The ending also had a mixed reaction because it failed to provide the usual fare of most games. For that, I completely disagree with criticisms, but that is a personal opinion. I loved the ending and I think it’s all the better because not everything is butterflies and roses in real life. As such, I think it makes it ring all the more true to the humanity of the game.
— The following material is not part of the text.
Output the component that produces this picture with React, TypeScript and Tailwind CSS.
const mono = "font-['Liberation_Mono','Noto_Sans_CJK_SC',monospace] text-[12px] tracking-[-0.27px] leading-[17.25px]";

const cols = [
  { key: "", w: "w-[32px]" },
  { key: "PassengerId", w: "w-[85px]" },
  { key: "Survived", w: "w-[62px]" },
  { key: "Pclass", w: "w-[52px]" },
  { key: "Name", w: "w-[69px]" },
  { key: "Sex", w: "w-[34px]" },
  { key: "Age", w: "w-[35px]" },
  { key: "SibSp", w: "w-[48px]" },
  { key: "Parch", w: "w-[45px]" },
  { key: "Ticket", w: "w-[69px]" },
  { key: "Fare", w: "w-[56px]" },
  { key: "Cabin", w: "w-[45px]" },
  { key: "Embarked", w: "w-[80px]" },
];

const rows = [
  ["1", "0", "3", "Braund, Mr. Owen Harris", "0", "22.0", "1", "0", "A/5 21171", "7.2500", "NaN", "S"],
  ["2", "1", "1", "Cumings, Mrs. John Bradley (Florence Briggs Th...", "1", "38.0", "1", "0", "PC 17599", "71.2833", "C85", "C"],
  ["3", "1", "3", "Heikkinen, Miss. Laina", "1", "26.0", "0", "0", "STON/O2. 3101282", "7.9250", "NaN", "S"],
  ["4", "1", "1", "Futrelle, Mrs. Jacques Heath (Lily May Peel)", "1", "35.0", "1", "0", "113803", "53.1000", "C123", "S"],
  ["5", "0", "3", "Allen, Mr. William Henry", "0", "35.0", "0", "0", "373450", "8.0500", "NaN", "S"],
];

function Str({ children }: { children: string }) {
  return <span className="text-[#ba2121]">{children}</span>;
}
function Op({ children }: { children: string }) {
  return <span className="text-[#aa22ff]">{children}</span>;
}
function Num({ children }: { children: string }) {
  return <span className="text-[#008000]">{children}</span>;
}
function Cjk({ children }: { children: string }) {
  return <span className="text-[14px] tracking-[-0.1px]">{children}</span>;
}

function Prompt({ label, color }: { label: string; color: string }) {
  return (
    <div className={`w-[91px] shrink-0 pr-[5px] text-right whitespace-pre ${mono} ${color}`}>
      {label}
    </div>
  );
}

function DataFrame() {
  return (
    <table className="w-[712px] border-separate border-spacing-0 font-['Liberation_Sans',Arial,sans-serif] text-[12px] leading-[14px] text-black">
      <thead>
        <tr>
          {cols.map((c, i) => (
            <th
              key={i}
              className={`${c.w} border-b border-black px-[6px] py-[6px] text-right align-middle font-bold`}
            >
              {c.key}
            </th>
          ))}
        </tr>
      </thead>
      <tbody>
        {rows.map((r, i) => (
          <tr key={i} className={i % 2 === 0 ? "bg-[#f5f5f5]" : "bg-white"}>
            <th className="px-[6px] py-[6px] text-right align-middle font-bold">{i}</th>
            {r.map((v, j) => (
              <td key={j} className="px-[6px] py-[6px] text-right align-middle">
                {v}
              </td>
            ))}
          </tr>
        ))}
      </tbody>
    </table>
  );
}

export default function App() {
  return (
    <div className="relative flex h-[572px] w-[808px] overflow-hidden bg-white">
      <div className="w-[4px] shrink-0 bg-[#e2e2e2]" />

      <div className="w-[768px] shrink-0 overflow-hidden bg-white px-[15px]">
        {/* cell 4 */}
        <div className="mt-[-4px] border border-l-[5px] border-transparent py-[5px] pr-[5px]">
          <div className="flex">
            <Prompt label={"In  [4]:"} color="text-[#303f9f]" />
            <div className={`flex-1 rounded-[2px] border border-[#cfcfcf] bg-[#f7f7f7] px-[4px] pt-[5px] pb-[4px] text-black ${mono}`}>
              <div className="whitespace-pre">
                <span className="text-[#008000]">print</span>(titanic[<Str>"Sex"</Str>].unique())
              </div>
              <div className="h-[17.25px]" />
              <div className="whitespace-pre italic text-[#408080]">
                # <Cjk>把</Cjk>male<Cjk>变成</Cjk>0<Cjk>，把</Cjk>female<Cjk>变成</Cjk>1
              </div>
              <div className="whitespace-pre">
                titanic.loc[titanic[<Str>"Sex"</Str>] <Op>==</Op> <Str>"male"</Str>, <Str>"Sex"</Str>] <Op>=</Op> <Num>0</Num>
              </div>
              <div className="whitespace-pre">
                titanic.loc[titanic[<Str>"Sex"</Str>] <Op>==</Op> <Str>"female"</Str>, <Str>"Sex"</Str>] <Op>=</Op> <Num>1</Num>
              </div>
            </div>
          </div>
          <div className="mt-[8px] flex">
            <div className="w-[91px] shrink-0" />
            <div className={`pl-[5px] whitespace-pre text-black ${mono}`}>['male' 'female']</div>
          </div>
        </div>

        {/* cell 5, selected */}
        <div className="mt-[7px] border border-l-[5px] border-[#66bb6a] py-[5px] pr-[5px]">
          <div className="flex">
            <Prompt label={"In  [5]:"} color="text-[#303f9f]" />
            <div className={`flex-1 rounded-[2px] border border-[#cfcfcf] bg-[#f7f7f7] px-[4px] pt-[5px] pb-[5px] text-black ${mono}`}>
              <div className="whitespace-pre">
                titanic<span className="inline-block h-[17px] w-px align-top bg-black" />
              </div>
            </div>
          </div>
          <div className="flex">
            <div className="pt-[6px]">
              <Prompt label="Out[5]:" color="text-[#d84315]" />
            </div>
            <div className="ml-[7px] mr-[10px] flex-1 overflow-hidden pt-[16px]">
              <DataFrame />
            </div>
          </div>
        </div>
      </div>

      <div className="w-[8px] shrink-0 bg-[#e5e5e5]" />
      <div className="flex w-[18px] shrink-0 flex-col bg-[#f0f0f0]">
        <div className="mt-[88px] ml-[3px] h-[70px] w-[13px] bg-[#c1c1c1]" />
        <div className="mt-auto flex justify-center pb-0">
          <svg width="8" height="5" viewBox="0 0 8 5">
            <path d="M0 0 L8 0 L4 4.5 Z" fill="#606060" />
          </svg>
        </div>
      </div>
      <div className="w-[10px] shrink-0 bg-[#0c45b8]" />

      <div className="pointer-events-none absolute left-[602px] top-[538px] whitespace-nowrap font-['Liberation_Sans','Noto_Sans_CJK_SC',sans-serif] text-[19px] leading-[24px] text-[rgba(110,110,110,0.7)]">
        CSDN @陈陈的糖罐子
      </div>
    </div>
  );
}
Rime is certainly worth a playthrough if you have it in your PS+ library and generally enjoy puzzle games. You should be able to finish it in a weekend or so and the final journey is well worth the time involved. If you don’t like puzzles much and prefer action, I’d have to say it may not appeal to you. Expect the game to get a little boring until you get to some challenging areas, but once you get to that point the puzzles become more interesting and the environment changes are great. However, don’t expect the Talos Principle here, the mind wracking in the game is mostly light fare. When enemies appear you’ll get a significantly more interesting gameplay with the tension it adds, but even then it’s minor. As for uncovering the story behind the island and the little boy, there are many hints along the way that point to the final conclusion, but it is well hidden and ends quite dramatically. If you don’t have it is your PS+ library, I’d say consider it when the price range is about $15 or under. It’s not a must play game, but if it seems like it would appeal to you then you likely enjoy the journey. If you are considering this for the Switch, I’ve heard a new patch has fixed the framerate issue. A Steam copy would likely be similar to the PS4 version, but at a higher framerate and I’d advise it for a price of about $10 or so given that time has passed quite a bit since release and, of course, PC prices are generally lower than PS4 and Switch. Rime is an enjoyable title, but doesn’t fill the shoes of games like Ico or Shadow of the Colossus. That said, it’s worth the time for the adventure and should be something you can complete in a weekend at most.